Pourquoi en faire un élément aussi central du récit ?J’ai été l’envoyé spécial de L’Espresso lors des émeutes de banlieue en France, en 2005. Puis, je suis retourné en France à la suite des attentats de Charlie Hebdo et du Bataclan. J’ai passé des nuits en banlieue pour voir ce qui avait changé ces dix dernières années. En 2005, je pense que les jeunes se révoltaient, car ils demandaient à être précisément davantage français. Ils se rebellaient contre leur situation, car ils n’étaient pas considérés comme des citoyens de la république, qui ne les traitait pas comme il se devait, les avait abandonnés. En 2015 et 2016, je suis retourné enquêter en banlieue et j’ai constaté une situation complètement différente. Certains jeunes ne demandaient plus à être traités avec les mêmes égards que les autres Français, mais avaient plutôt préféré embrasser une théorie radicale inspirée de la pensée islamiste. La détresse sociale des exclus du système a été instrumentalisée par les discours radicaux, et mon protagoniste est directement confronté à cette problématique-là.

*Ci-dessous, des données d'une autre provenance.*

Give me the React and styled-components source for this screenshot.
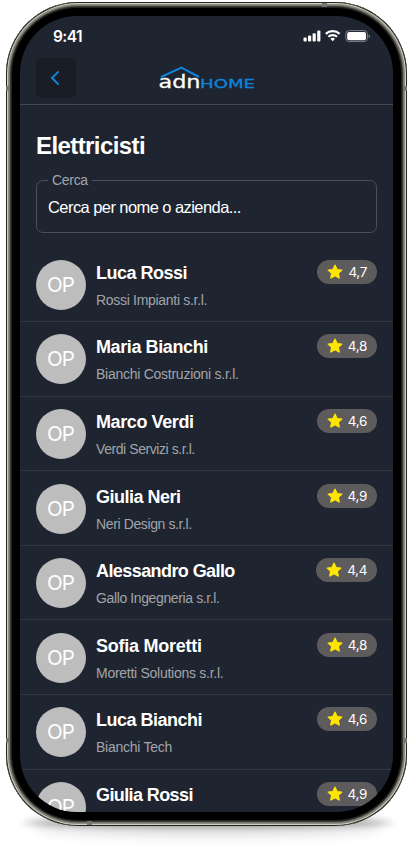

Les attentats de Charlie Hebdo et du Bataclan incitent Amadou à quitter la France pour Rome, notamment parce qu’on lui explique qu’il n’y pas de terrorisme islamiste en Italie, en partie grâce au contrôle exercé par la mafia. C’est une spécificité italienne selon vous ? En Italie, on se demande souvent une chose : pourquoi est-on les seuls à avoir été épargnés par les attentats islamistes quand la France, l’Allemagne, l’Espagne, et l’Angleterre ont été visés ? Il se trouve que beaucoup d’agents des services secrets italiens théorisent que, si on n’a pas eu d’attentat en Italie, c’est en partie parce que les territoires abandonnés par l’État, qui ne sont donc plus sous son contrôle, le sont sous celui de la mafia. Hors, celle-ci doit faire des affaires. Elle empêche donc l’organisation d’attentat dans les zones qu’elle supervise, car elle ne veut pas que la police s’intéresse à ses territoires.

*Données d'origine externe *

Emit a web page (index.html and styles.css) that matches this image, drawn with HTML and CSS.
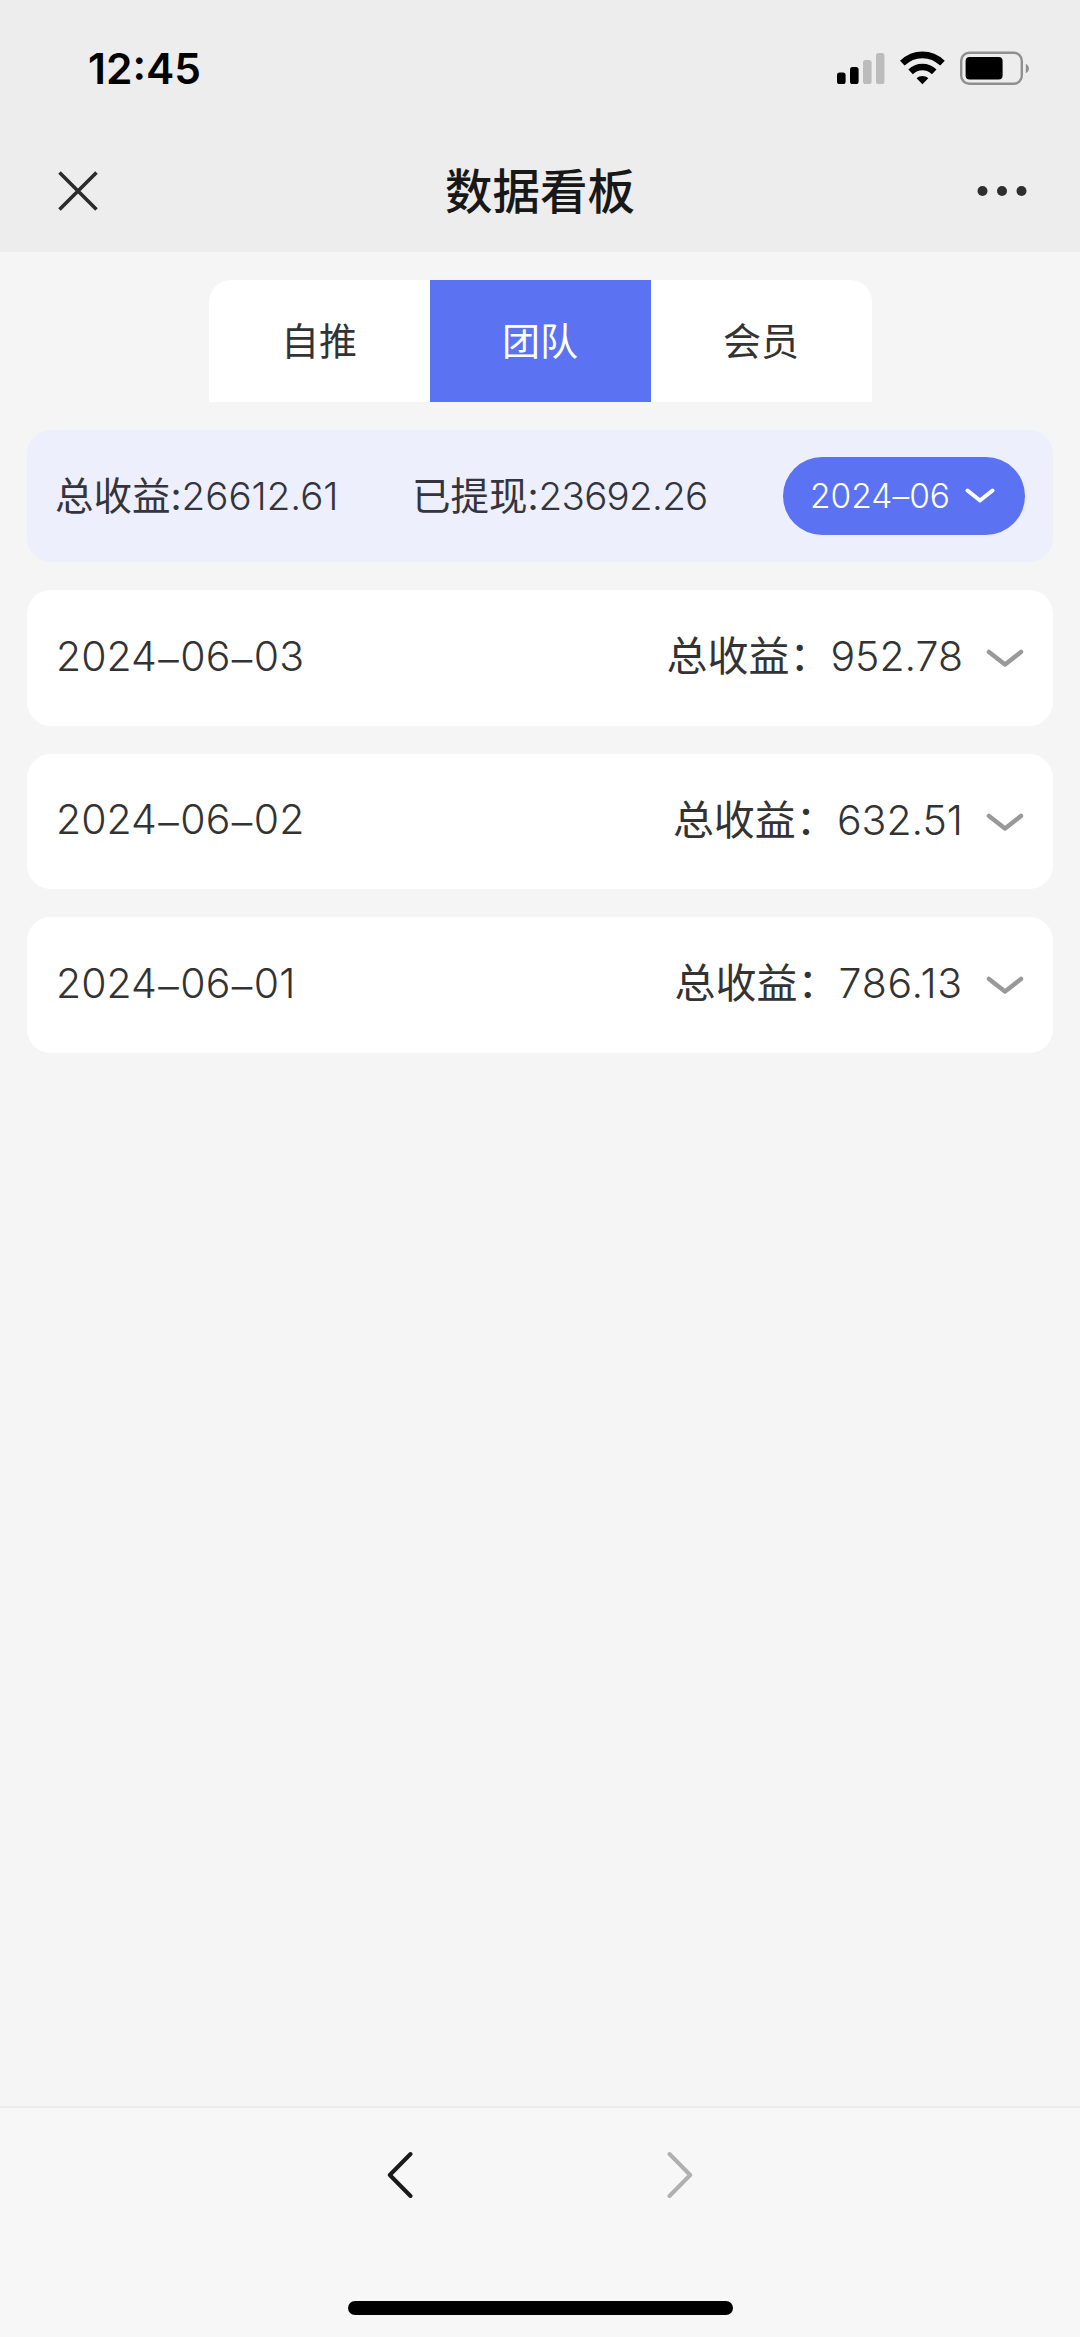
FILE: index.html
```html
<!DOCTYPE html>
<html lang="zh-CN">
<head>
<meta charset="utf-8">
<title>数据看板</title>
<link rel="stylesheet" href="styles.css">
</head>
<body>
<div class="screen">
  <header class="header">
    <div class="status">
      <span class="time">12:45</span>
      <svg class="indicators" width="192" height="34" viewBox="0 0 192 34">
        <rect x="0" y="21.5" width="8.6" height="11.5" rx="2.6"/>
        <rect x="13" y="16" width="8.6" height="17" rx="2.6"/>
        <g fill="#bcbcbc"><rect x="26" y="9" width="8.6" height="24" rx="2.6"/><rect x="39" y="2" width="8.4" height="31" rx="2.6"/></g>
        <g fill="none" stroke="#000" stroke-width="6.6">
          <path d="M65.3 12.2C77 1.1 93.8 1.1 105.500 12.2"/>
          <path d="M73.600 20.800C80.300 14.400 90.500 14.400 97.200 20.800"/>
        </g>
        <path d="M79.600 27.200C82.900 24.200 88 24.200 91.300 27.200L85.400 33.200Z"/>
        <rect x="124.200" y="1.800" width="60.600" height="31" rx="8" fill="none" stroke="#8f8f8f" stroke-width="2.400"/>
        <rect x="128.600" y="6" width="37" height="22.600" rx="4"/>
        <path d="M188.800 12.700C193 15 193 20 188.800 22.300Z" fill="#8f8f8f"/>
      </svg>
    </div>
    <div class="nav">
      <svg class="close" width="42" height="42" viewBox="0 0 42 42"><path d="M2.500 2.500L39.500 39.500M39.500 2.500L2.500 39.500"/></svg>
      <h1 class="title">数据看板</h1>
      <svg class="more" width="50" height="12" viewBox="0 0 50 12"><circle cx="5.500" cy="6" r="5"/><circle cx="25" cy="6" r="5"/><circle cx="44.500" cy="6" r="5"/></svg>
    </div>
  </header>

  <main class="content">
    <div class="tabs">
      <div class="tab">自推</div>
      <div class="tab active">团队</div>
      <div class="tab">会员</div>
    </div>
    <section class="summary">
      <span class="total">总收益:<span class="num">26612.61</span></span>
      <span class="withdrawn">已提现:<span class="num">23692.26</span></span>
      <div class="month">
        <span class="month-text">2024<i>–</i>06</span>
        <svg width="30" height="16" viewBox="0 0 30 16"><path d="M2.500 2.500L15 12.500L27.500 2.500"/></svg>
      </div>
    </section>
    <div class="row">
      <span class="date">2024<i>–</i>06<i>–</i>03</span>
      <span class="amount">总收益：<span class="num">952.78</span></span>
      <svg class="chevron" width="38" height="20" viewBox="0 0 38 20"><path d="M3 3L19 15.500L35 3"/></svg>
    </div>
    <div class="row">
      <span class="date">2024<i>–</i>06<i>–</i>02</span>
      <span class="amount">总收益：<span class="num">632.51</span></span>
      <svg class="chevron" width="38" height="20" viewBox="0 0 38 20"><path d="M3 3L19 15.500L35 3"/></svg>
    </div>
    <div class="row">
      <span class="date">2024<i>–</i>06<i>–</i>01</span>
      <span class="amount">总收益：<span class="num wide">786.13</span></span>
      <svg class="chevron" width="38" height="20" viewBox="0 0 38 20"><path d="M3 3L19 15.500L35 3"/></svg>
    </div>
  </main>

  <footer class="footer">
    <div class="history">
      <svg class="back" width="26" height="48" viewBox="0 0 26 48"><path d="M23.500 3L2.800 24L23.500 45"/></svg>
      <svg class="forward" width="26" height="48" viewBox="0 0 26 48"><path d="M2.500 3L23.200 24L2.500 45"/></svg>
    </div>
    <div class="home"></div>
  </footer>
</div>
</body>
</html>
```
FILE: styles.css
```css
* { box-sizing: border-box; }
body { margin: 0; background: #f5f5f5; font-family: Inter, "Noto Sans CJK SC", sans-serif; color: #333; }
svg { display: block; flex: none; }
i { font-style: normal; }

.screen { width: 1080px; height: 2337px; display: flex; flex-direction: column; overflow: hidden; }

.header { height: 252px; flex: none; background: #ededed; }
.status { height: 132px; padding: 4px 51px 0 88px; display: flex; align-items: center; justify-content: space-between; }
.time { font-size: 42.5px; font-weight: 600; color: #000; }
.nav { height: 118px; padding: 0 53px 0 57px; display: grid; grid-template-columns: 50px 1fr 54px; align-items: center; }
.close { fill: none; stroke: #2b2b2b; stroke-width: 3.6; }
.title { margin: 0; padding-bottom: 4px; text-align: center; font: 500 47.5px/60px "Noto Sans CJK SC", sans-serif; color: #181818; }
.more { justify-self: end; fill: #2e2e2e; }

.content { flex: 1; padding: 28px 27px 0; display: flex; flex-direction: column; gap: 28px; }
.tabs { width: 663px; height: 122px; align-self: center; display: grid; grid-template-columns: repeat(3, 1fr); background: #fff; border-radius: 22px 22px 0 0; overflow: hidden; }
.tab { padding-bottom: 4px; display: flex; align-items: center; justify-content: center; font: 400 38px/56px "Noto Sans CJK SC", sans-serif; }
.tab.active { background: #5b73f2; color: #fff; }

.summary { height: 132px; padding: 0 28px; border-radius: 24px; background: #edeffd; display: flex; align-items: center; font-size: 38.5px; color: #33343c; }
.num, .date { font-weight: 350; }
.month-text { font-weight: 300; }
.total, .withdrawn { padding-bottom: 6px; white-space: nowrap; }
.total { width: 357px; }
.withdrawn .num { letter-spacing: -0.7px; }
.month { width: 242px; height: 78px; margin-left: auto; padding: 0 30px 0 27px; border-radius: 39px; background: #5b73f2; color: #fff; display: flex; align-items: center; justify-content: space-between; font-size: 33.5px; }
.month i { position: relative; top: 2px; }
.month path { fill: none; stroke: #fff; stroke-width: 4; stroke-linecap: round; stroke-linejoin: round; }

.row { height: 135.500px; padding: 0 29px; border-radius: 24px; background: #fff; display: flex; align-items: center; font-size: 41px; }
.date { padding-bottom: 4px; }
.date i { position: relative; top: 3px; margin: 0 1.500px; }
.amount { margin-left: auto; margin-right: 23px; padding-bottom: 9px; white-space: nowrap; }
.wide { letter-spacing: 0.8px; }
.chevron { margin-top: 3px; }
.chevron path { fill: none; stroke: #999; stroke-width: 4.500; stroke-linecap: round; stroke-linejoin: round; }

.footer { height: 231px; flex: none; border-top: 2px solid #ebebeb; background: #f7f7f7; display: flex; flex-direction: column; align-items: center; justify-content: space-between; padding: 43px 0 22px; }
.history { width: 306px; display: flex; justify-content: space-between; }
.history path { fill: none; stroke-width: 4; stroke-linecap: round; stroke-linejoin: round; }
.back { stroke: #1a1a1a; }
.forward { stroke: #b0b0b0; }
.home { width: 385px; height: 14px; border-radius: 7px; background: #000; }
```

Vos deux derniers livres se servent à chaque fois du football comme tremplin pour évoquer des thématiques politiques, historiques et sociétales. Vous allez continuer dans cette voie ?Pas du tout. L’action de mon prochain livre se déroulera à Nembro, qui est un village proche de Bergame dont je suis originaire, je ne suis pas supporter de l’Atalanta par hasard. Nembro est un peu le symbole de ce que le coronavirus a fait subir à l’Italie. C’est un village de quelques milliers d’habitants qui a déploré 188 morts en deux mois, c’est la ville la plus touchée dans toute l’Italie en proportion de sa population. Quand ils ont fait les examens sérologiques, ils ont découvert qu’il y avait eu 5000 cas de covid-19 sur 10 000 habitants. J’ai grandi là-bas, je connaissais l’histoire de quasiment tous ceux qui sont morts. Beaucoup d’entre eux faisaient partie intégrante du panorama du village : la femme qui travaille à la mairie, le propriétaire du cinéma de la ville, le chef de la police municipale, le médecin… Tous ces gens ont disparu brutalement, en l’espace de deux mois. En racontant ce qui s’est passé à Nembro, je veux raconter l’histoire vraie du coronavirus dans mon pays.